_What this task involves_:
Leave out the pictures and reproduce all of the data exactly.

• • •

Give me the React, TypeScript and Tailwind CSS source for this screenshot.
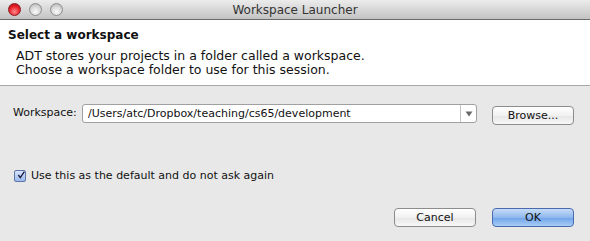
import React, { useState } from 'react';

const font = { fontFamily: '"DejaVu Sans", "Liberation Sans", sans-serif' };

function TrafficLight({ color }: { color: 'red' | 'grey' }) {
  const bg =
    color === 'red'
      ? 'bg-[radial-gradient(circle_at_50%_70%,#ff8c8c_0%,#e8202a_55%,#a80d14_100%)] border-[#8c1a1f]'
      : 'bg-[radial-gradient(circle_at_50%_70%,#fafafa_0%,#d6d6d6_55%,#a9a9a9_100%)] border-[#8e8e8e]';
  return <div className={`w-[13px] h-[13px] rounded-full border ${bg}`} />;
}

function MacButton({ label, primary }: { label: string; primary?: boolean }) {
  return (
    <button
      className={`w-[82px] h-[19px] rounded-[4px] border text-[11px] leading-none text-[#111] ${
        primary
          ? 'border-[#4a6ab0] bg-[linear-gradient(#c7dcf7,#8fb8ee_50%,#6fa2e8_51%,#a8cdf6)]'
          : 'border-[#8c8c8c] bg-[linear-gradient(#ffffff,#f1f1f1_50%,#e6e6e6_51%,#f7f7f7)]'
      }`}
    >
      {label}
    </button>
  );
}

export default function App() {
  const [checked, setChecked] = useState(true);

  return (
    <div className="w-[590px] h-[241px] flex flex-col bg-[#e8e8e8] overflow-hidden" style={font}>
      {/* title bar */}
      <div className="relative h-[20px] shrink-0 flex items-center border-b border-[#6b6b6b] bg-[linear-gradient(#ececec,#c3c3c3)]">
        <div className="flex gap-[8px] pl-[8px]">
          <TrafficLight color="red" />
          <TrafficLight color="grey" />
          <TrafficLight color="grey" />
        </div>
        <div className="absolute inset-0 flex items-center justify-center text-[12px] text-[#333]">
          Workspace Launcher
        </div>
      </div>

      {/* header */}
      <div className="h-[66px] shrink-0 bg-white border-b border-[#a7a7a7] pt-[6px]">
        <div className="pl-[8px] text-[12px] font-bold text-[#111]">Select a workspace</div>
        <div className="pl-[16px] pt-[5px] text-[12.5px] leading-[14px] text-[#111]">
          <div>ADT stores your projects in a folder called a workspace.</div>
          <div>Choose a workspace folder to use for this session.</div>
        </div>
      </div>

      {/* body */}
      <div className="flex-1 flex flex-col pl-[13px] pr-[16px]">
        <div className="flex items-center mt-[18px] h-[19px]">
          <span className="shrink-0 text-[11px] text-[#111] w-[69px]">Workspace:</span>
          <div className="flex w-[397px] h-[19px] border border-[#a0a0a0] rounded-[3px] bg-white">
            <div className="flex-1 pl-[5px] text-[11px] leading-[17px] text-[#111]">
              /Users/atc/Dropbox/teaching/cs65/development
            </div>
            <div className="w-[16px] border-l border-[#c4c4c4] flex items-center justify-center">
              <svg width="8" height="6" viewBox="0 0 8 6">
                <path d="M0.5 0.5 L7.5 0.5 L4 5.5 Z" fill="#6a6a6a" />
              </svg>
            </div>
          </div>
          <div className="ml-[15px]">
            <MacButton label="Browse..." />
          </div>
        </div>

        <label className="flex items-center mt-[45px] gap-[5px] text-[11px] text-[#111]">
          <span
            onClick={() => setChecked(!checked)}
            className="w-[12px] h-[12px] ml-[1px] rounded-[2px] border border-[#5f76a8] bg-[linear-gradient(#d9e6fb,#9ab9ec)] flex items-center justify-center"
          >
            {checked && (
              <svg width="12" height="12" viewBox="0 0 12 12" className="-mt-[3px] ml-[2px]">
                <path d="M2 6 L5 10 L11 1" fill="none" stroke="#1b1b3a" strokeWidth="2" />
              </svg>
            )}
          </span>
          Use this as the default and do not ask again
        </label>

        <div className="flex justify-end gap-[16px] mt-[23px]">
          <MacButton label="Cancel" />
          <MacButton label="OK" primary />
        </div>
      </div>
    </div>
  );
}
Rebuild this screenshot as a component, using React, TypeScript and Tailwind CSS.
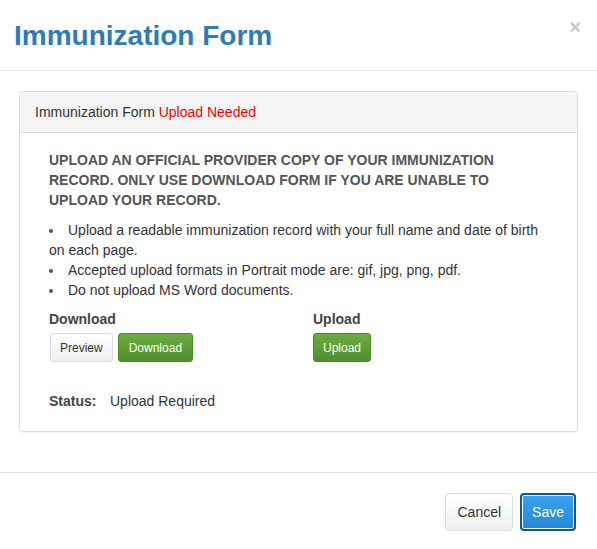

• • •

_Solution for this problem_:
Give me the React, TypeScript and Tailwind CSS source for this screenshot.
import React, { useState } from 'react';

const font = { fontFamily: '"DejaVu Sans", "Liberation Sans", sans-serif' };

function TrafficLight({ color }: { color: 'red' | 'grey' }) {
  const bg =
    color === 'red'
      ? 'bg-[radial-gradient(circle_at_50%_70%,#ff8c8c_0%,#e8202a_55%,#a80d14_100%)] border-[#8c1a1f]'
      : 'bg-[radial-gradient(circle_at_50%_70%,#fafafa_0%,#d6d6d6_55%,#a9a9a9_100%)] border-[#8e8e8e]';
  return <div className={`w-[13px] h-[13px] rounded-full border ${bg}`} />;
}

function MacButton({ label, primary }: { label: string; primary?: boolean }) {
  return (
    <button
      className={`w-[82px] h-[19px] rounded-[4px] border text-[11px] leading-none text-[#111] ${
        primary
          ? 'border-[#4a6ab0] bg-[linear-gradient(#c7dcf7,#8fb8ee_50%,#6fa2e8_51%,#a8cdf6)]'
          : 'border-[#8c8c8c] bg-[linear-gradient(#ffffff,#f1f1f1_50%,#e6e6e6_51%,#f7f7f7)]'
      }`}
    >
      {label}
    </button>
  );
}

export default function App() {
  const [checked, setChecked] = useState(true);

  return (
    <div className="w-[590px] h-[241px] flex flex-col bg-[#e8e8e8] overflow-hidden" style={font}>
      {/* title bar */}
      <div className="relative h-[20px] shrink-0 flex items-center border-b border-[#6b6b6b] bg-[linear-gradient(#ececec,#c3c3c3)]">
        <div className="flex gap-[8px] pl-[8px]">
          <TrafficLight color="red" />
          <TrafficLight color="grey" />
          <TrafficLight color="grey" />
        </div>
        <div className="absolute inset-0 flex items-center justify-center text-[12px] text-[#333]">
          Workspace Launcher
        </div>
      </div>

      {/* header */}
      <div className="h-[66px] shrink-0 bg-white border-b border-[#a7a7a7] pt-[6px]">
        <div className="pl-[8px] text-[12px] font-bold text-[#111]">Select a workspace</div>
        <div className="pl-[16px] pt-[5px] text-[12.5px] leading-[14px] text-[#111]">
          <div>ADT stores your projects in a folder called a workspace.</div>
          <div>Choose a workspace folder to use for this session.</div>
        </div>
      </div>

      {/* body */}
      <div className="flex-1 flex flex-col pl-[13px] pr-[16px]">
        <div className="flex items-center mt-[18px] h-[19px]">
          <span className="shrink-0 text-[11px] text-[#111] w-[69px]">Workspace:</span>
          <div className="flex w-[397px] h-[19px] border border-[#a0a0a0] rounded-[3px] bg-white">
            <div className="flex-1 pl-[5px] text-[11px] leading-[17px] text-[#111]">
              /Users/atc/Dropbox/teaching/cs65/development
            </div>
            <div className="w-[16px] border-l border-[#c4c4c4] flex items-center justify-center">
              <svg width="8" height="6" viewBox="0 0 8 6">
                <path d="M0.5 0.5 L7.5 0.5 L4 5.5 Z" fill="#6a6a6a" />
              </svg>
            </div>
          </div>
          <div className="ml-[15px]">
            <MacButton label="Browse..." />
          </div>
        </div>

        <label className="flex items-center mt-[45px] gap-[5px] text-[11px] text-[#111]">
          <span
            onClick={() => setChecked(!checked)}
            className="w-[12px] h-[12px] ml-[1px] rounded-[2px] border border-[#5f76a8] bg-[linear-gradient(#d9e6fb,#9ab9ec)] flex items-center justify-center"
          >
            {checked && (
              <svg width="12" height="12" viewBox="0 0 12 12" className="-mt-[3px] ml-[2px]">
                <path d="M2 6 L5 10 L11 1" fill="none" stroke="#1b1b3a" strokeWidth="2" />
              </svg>
            )}
          </span>
          Use this as the default and do not ask again
        </label>

        <div className="flex justify-end gap-[16px] mt-[23px]">
          <MacButton label="Cancel" />
          <MacButton label="OK" primary />
        </div>
      </div>
    </div>
  );
}
Rebuild this screenshot as a component, using React, TypeScript and Tailwind CSS.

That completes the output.